Es la ley que presuntamente infringieron De la Barreda Moreno y Nazar Haro la que, mucho tiempo después de cometido un delito en que se les involucra directamente, provee los elementos para que sean procesados, un derecho humano fundamental con que no contaron los cientos de personas desaparecidas en las etapas en que cada uno de ellos encabezó la Dirección Federal de Seguridad.

No son los primeros de ese rango en ser sometido a la justicia. José Antonio Zorrilla Pérez purga una sentencia por el homicidio de Manuel Buendía, a quien reputaba como su amigo y cuyo sepelio presidió. Parecería que hay diferencia entre el comportamiento atribuido judicialmente a Zorrilla y el que se presume en sus antecesores acusados y prófugos. En apariencia el primero privatizó los elementos, humanos y materiales a su cargo, para cometer un delito derivado de su personal corrupción. De la Barreda Moreno y Nazar Haro, en cambio, se habrían extralimitado en sus funciones, quebrantaron el Estado de Derecho que estaban en todo caso obligados a acatar y en particular ante un fenómeno social, el de la insurgencia armada, que era un desafío al propio Estado de Derecho.

Pero en el fondo, la conducta de todos los responsables de la policía política que incurrieron en delitos tenía el mismo fundamento, la licencia para matar o hacer desaparecer personas sin apego a la ley, para preservar no la legalidad sino la permanencia en el poder de los jefes de tales responsables policiacos. La disolución de la DFS fue ordenada como si se corrigiera una anomalía, la franca puesta de sus estructuras al servicio de la delincuencia organizada, el narcotráfico en particular. Pero no había irregularidad alguna en ese comportamiento. Era, al contrario, el modo de ser, la sustancia de una oficina gubernamental a la que con tal de mantener intocado al poder se le permitió actuar sin ninguna traba, sin ninguna cortapisa, lejana a cualquier escrúpulo.

Es predecible que De la Barreda Moreno y Nazar Haro no pisarán la cárcel. No pronto, al menos. Cada uno por su lado dispone de los medios técnico-jurídicos, financieros y materiales para eludir el cumplimiento de las órdenes de aprehensión emitidas en su contra el lunes pasado, hechas conocer oficialmente sólo 48 horas después, un lapso razonablemente útil para que los afectados se pusieran lejos de la justicia. Su captura ha sido confiada a la Agencia Federal de Investigación, la antigua policía judicial federal que practicará el espíritu de cuerpo, la aplicación de la máxima filosófica de proceder siempre de modo que no se le aplique nunca la receta que formalmente se asesta a otros.

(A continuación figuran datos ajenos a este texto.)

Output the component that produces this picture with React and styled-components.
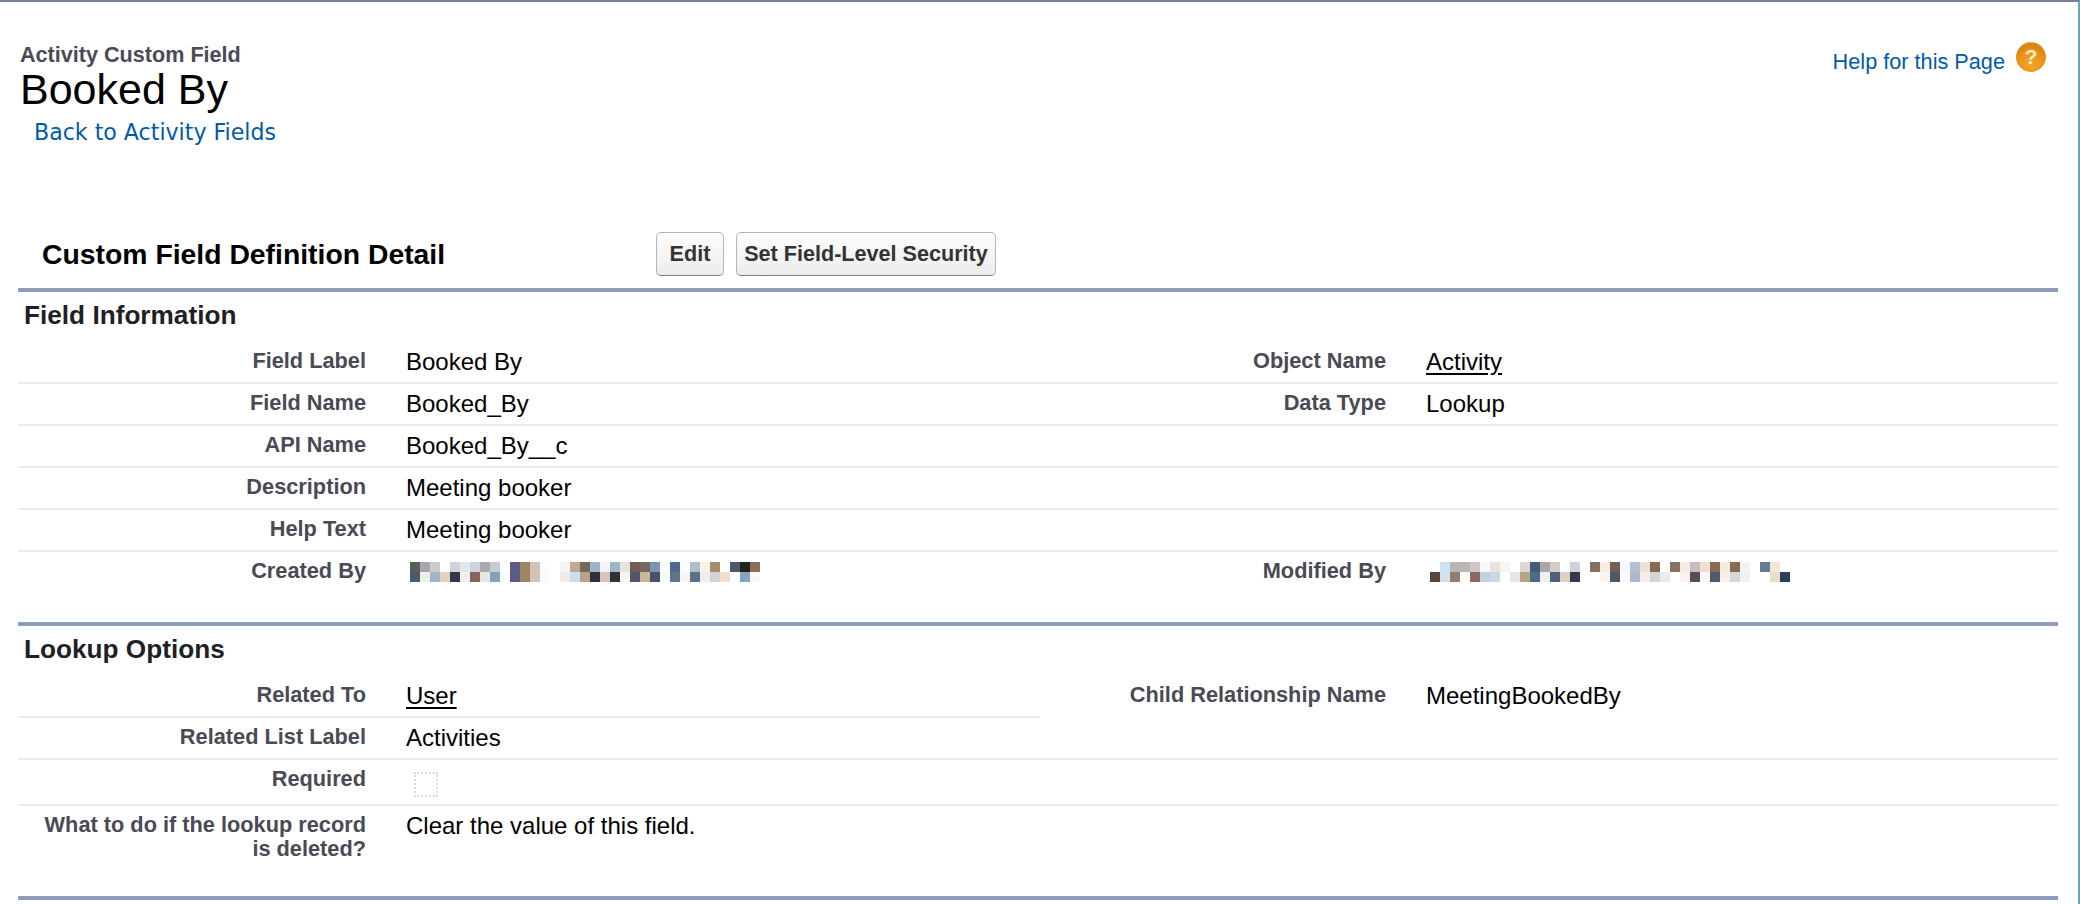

Con todo, importa subrayar el valor jurídico, político, histórico de las decisiones judiciales (y de los motores civiles que las impulsaron) que harían iniciar procesos contra los funcionarios que delinquieron. Constituyen la primera evidencia de que el sistema que se protegía a sí mismo sin reparar en los medios sustrajo permanentemente de la acción de la justicia a los perpetradores de crímenes que se escudaban en la “defensa de las instituciones”. Sólo cuando ha podido comenzar a desmantelarse el aparato político que proveyó de impunidades a sus miembros, es posible asomarse, todavía a través de rendijas, al sórdido mundo de la criminalidad oficial, y esbozar las sanciones que merecen quienes lo habitaron.

Sin escatimar en lo mínimo la importancia de la acción judicial, resultará insuficiente si, al castigar a quienes privaron ilegalmente de la libertad a Jesús Piedra Ibarra —y como a él a muchos más— no se conoce el paradero, el destino de las víctimas. Debe encontrarse un arbitrio jurídico para que, aun si se concede amparo a los ahora prófugos, sean forzados a la rendición de cuentas, a proveer información sobre los reos de facto que estuvieron en sus manos. No deben escudarse en simples negativas a enfrentar responsabilidades. Hay evidencia de la estancia de Piedra Ibarra en varios establecimientos de reclusión, sin que se le encausara nunca y debe ser posible vincular uno a uno los eslabones de la cadena que conduzca del secuestro al destino de las víctimas. “Vivos se los llevaron, vivos los queremos”, es el reclamo vigente de las integrantes del Comité Eureka, que no queda satisfecho con la prisión de los victimarios.

Ahuyentemos la idea de injusticia que alegan, sotto voce, los inculpados. Se acusa a los ex directores de la DFS no por el cumplimiento de su deber, sino por todo lo contrario.